__EXTRACTED INFORMATION__
----------

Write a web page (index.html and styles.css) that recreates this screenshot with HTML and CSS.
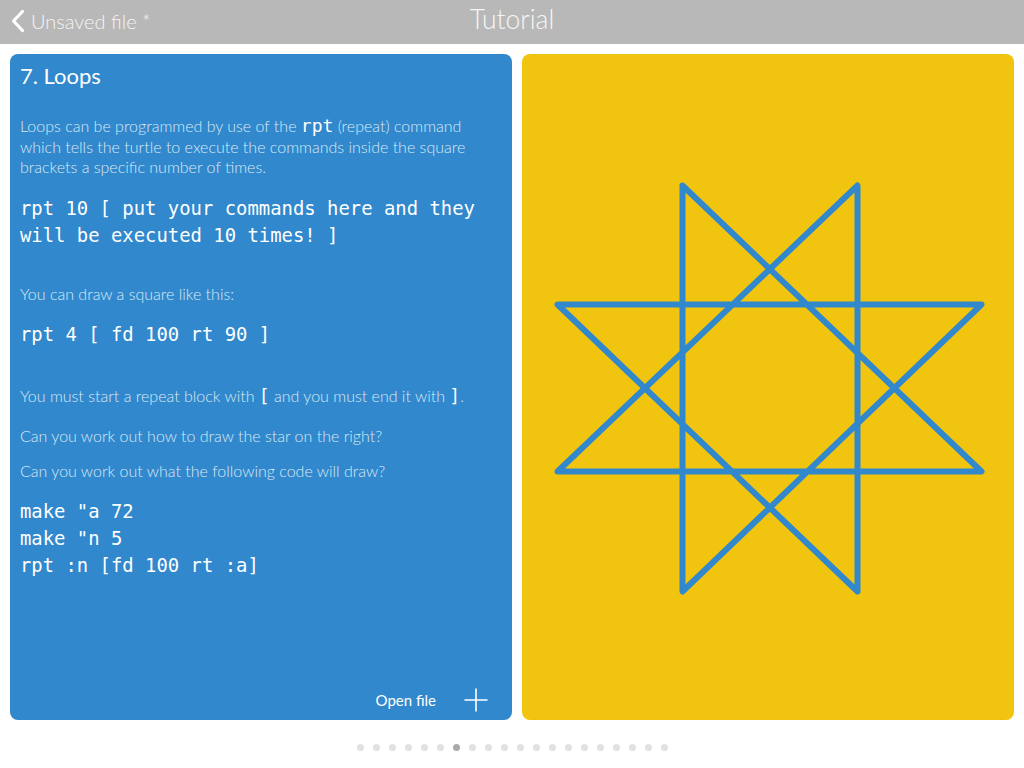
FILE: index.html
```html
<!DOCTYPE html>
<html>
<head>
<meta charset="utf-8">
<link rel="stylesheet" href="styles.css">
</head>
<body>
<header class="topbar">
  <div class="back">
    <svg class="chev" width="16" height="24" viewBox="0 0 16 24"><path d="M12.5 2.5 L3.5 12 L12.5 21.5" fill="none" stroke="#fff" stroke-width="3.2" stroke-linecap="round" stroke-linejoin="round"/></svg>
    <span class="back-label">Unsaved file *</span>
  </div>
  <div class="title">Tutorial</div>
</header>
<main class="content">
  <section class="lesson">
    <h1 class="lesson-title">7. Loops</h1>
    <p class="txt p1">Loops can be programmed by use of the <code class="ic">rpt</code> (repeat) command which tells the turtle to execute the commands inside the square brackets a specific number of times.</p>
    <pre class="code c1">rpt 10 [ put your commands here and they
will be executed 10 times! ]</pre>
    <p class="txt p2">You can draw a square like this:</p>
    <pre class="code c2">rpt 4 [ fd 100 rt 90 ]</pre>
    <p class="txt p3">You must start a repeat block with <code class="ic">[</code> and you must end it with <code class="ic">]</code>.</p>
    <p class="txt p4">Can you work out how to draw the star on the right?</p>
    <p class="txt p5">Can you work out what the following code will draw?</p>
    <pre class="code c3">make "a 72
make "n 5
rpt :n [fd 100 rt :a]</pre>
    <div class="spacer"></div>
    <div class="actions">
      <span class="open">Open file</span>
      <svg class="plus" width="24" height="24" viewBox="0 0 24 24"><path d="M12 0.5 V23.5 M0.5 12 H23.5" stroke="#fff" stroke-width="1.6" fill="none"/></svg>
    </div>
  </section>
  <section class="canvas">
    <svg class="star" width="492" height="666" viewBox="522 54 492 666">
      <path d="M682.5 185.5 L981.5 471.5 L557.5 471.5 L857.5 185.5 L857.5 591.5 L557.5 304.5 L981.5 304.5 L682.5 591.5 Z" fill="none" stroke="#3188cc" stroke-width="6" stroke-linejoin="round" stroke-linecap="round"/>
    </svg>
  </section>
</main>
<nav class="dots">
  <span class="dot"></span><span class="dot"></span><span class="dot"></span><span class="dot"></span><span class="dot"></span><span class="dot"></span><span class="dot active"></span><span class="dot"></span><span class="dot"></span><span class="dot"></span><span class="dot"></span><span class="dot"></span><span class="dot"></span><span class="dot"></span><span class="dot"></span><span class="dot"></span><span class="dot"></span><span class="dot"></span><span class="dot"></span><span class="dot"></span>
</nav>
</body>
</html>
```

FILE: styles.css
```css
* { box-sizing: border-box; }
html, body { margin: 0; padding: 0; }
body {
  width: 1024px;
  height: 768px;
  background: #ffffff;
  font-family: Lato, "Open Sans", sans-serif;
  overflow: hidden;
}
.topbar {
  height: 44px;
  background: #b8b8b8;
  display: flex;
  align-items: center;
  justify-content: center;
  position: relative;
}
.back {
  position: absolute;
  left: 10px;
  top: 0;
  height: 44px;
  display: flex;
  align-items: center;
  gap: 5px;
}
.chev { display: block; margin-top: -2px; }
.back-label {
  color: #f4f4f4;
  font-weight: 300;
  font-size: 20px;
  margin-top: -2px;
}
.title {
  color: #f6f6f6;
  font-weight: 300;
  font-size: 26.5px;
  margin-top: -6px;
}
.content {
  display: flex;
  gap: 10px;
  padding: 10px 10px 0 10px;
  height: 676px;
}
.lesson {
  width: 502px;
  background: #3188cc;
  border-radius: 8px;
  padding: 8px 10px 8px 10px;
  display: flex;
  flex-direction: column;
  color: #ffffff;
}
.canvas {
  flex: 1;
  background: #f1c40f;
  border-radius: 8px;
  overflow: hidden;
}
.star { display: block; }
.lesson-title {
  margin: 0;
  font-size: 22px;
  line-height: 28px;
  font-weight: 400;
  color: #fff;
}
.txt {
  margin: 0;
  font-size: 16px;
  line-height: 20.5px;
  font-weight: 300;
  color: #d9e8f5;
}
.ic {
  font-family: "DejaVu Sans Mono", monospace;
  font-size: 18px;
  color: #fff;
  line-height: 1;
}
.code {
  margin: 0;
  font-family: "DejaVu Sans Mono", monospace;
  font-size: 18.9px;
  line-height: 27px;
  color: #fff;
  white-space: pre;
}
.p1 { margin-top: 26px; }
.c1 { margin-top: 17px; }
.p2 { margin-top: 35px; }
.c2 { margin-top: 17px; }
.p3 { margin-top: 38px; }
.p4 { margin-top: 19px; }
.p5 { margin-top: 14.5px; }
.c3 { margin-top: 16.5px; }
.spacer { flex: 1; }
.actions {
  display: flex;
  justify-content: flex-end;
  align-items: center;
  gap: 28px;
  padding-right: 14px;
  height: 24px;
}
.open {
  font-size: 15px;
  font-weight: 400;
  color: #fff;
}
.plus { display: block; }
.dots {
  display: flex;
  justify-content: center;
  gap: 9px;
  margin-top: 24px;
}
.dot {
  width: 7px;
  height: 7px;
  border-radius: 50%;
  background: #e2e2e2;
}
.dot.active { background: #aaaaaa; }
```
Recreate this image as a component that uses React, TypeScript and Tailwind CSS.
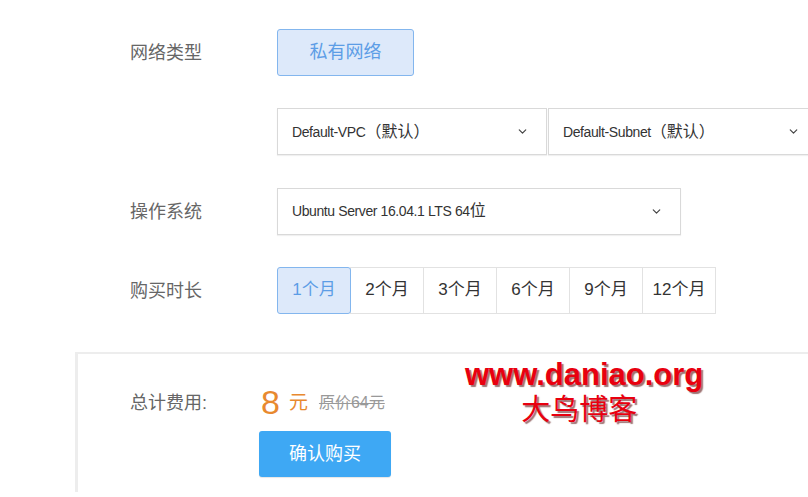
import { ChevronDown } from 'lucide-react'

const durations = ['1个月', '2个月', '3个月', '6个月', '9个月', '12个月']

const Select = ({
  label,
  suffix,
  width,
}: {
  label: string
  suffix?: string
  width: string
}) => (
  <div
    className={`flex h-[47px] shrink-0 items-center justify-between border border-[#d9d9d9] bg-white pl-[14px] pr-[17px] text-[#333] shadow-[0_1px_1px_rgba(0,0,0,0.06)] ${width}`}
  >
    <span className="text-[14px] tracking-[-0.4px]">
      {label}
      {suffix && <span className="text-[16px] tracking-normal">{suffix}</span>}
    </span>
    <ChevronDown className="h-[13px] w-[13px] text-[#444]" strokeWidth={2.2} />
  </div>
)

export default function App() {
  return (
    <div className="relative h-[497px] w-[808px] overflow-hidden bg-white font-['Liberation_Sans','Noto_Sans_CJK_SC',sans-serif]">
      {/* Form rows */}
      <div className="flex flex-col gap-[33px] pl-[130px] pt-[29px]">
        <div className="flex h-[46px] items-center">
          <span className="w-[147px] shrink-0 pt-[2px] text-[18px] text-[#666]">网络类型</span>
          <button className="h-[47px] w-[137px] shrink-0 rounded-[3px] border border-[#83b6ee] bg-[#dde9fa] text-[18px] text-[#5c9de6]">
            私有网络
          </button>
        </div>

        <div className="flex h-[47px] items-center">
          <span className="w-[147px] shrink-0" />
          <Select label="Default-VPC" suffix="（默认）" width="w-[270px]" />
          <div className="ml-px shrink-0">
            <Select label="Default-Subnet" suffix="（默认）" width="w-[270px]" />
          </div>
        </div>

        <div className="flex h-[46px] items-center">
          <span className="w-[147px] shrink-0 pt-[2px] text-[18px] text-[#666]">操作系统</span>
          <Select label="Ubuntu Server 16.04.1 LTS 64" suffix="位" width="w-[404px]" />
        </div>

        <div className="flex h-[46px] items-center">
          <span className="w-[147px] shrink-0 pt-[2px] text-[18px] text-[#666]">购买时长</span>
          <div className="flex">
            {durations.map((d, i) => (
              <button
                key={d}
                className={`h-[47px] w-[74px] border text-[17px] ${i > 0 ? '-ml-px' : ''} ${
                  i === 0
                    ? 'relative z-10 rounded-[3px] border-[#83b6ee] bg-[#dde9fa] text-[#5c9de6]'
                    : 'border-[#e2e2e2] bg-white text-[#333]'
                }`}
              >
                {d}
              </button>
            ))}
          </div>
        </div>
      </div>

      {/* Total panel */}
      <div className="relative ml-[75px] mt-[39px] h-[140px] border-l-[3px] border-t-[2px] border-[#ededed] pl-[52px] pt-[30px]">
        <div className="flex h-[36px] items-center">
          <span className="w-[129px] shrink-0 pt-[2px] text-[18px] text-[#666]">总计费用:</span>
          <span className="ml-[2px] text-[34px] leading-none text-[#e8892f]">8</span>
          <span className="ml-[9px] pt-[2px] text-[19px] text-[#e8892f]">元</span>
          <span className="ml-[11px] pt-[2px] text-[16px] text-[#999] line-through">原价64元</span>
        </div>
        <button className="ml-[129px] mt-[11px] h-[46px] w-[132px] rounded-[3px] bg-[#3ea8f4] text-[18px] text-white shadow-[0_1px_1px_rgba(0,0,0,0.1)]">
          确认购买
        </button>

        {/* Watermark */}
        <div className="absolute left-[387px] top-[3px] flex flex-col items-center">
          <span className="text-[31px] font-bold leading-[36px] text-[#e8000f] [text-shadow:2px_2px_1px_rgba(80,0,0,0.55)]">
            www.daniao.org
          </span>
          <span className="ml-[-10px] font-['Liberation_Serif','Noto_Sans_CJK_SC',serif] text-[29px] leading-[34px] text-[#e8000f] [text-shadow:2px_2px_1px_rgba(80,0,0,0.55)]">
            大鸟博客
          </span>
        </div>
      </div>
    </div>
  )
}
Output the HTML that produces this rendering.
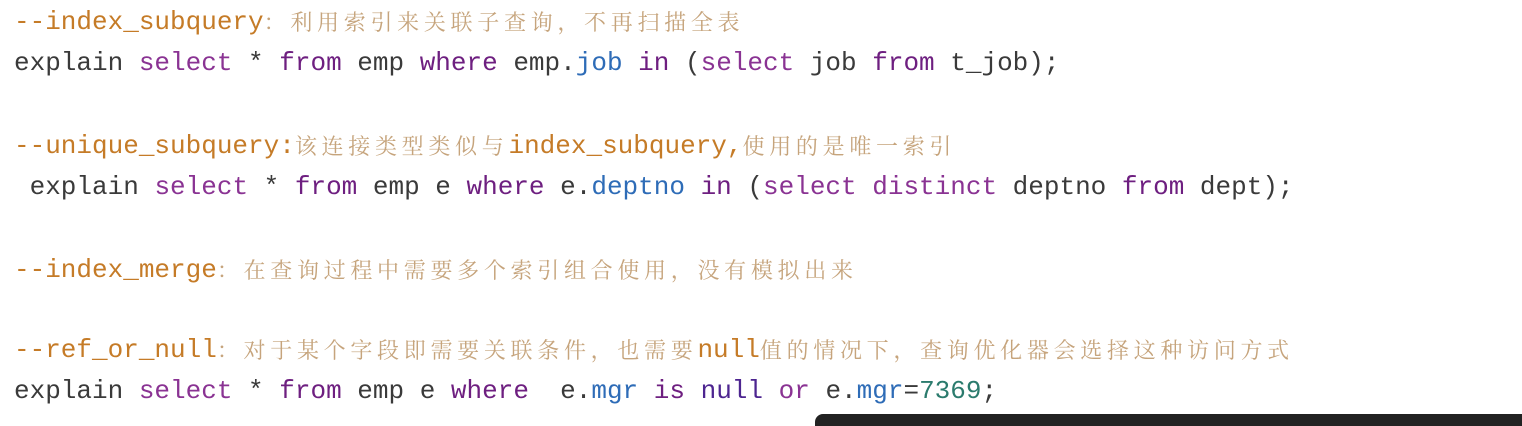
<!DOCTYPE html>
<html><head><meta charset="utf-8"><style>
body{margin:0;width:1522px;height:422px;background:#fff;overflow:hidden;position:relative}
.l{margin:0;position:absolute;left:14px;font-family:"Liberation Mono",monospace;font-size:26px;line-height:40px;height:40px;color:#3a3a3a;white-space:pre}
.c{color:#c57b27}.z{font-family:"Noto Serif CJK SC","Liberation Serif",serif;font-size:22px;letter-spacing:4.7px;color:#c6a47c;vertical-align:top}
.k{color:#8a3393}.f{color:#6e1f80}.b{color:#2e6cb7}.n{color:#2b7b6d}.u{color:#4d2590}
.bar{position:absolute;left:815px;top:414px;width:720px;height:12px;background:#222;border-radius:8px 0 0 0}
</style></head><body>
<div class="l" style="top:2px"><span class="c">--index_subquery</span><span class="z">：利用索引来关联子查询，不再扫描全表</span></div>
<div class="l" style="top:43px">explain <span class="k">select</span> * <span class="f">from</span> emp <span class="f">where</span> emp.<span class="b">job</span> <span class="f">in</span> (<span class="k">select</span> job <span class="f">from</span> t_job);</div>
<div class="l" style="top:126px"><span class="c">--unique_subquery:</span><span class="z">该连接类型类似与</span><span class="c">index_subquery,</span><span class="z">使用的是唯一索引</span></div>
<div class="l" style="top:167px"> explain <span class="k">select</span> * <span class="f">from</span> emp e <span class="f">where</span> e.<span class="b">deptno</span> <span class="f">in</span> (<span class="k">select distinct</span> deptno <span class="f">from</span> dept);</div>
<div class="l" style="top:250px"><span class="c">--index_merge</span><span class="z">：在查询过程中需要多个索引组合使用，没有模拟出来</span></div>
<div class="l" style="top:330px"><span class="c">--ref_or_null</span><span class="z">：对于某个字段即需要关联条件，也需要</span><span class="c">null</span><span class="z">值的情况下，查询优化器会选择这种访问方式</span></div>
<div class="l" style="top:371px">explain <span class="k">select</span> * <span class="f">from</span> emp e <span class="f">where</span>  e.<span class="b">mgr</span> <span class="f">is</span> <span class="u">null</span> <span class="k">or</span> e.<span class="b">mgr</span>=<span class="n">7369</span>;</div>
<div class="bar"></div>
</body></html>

----------

__EXERCISE INSTRUCTIONS__
Pick out the lines that have the word "styles". Copy them all.

__RESULT FOR THIS TASK__
Write a web page (index.html and styles.css) that recreates this screenshot with HTML and CSS.
<link rel="stylesheet" href="styles.css">
FILE: styles.css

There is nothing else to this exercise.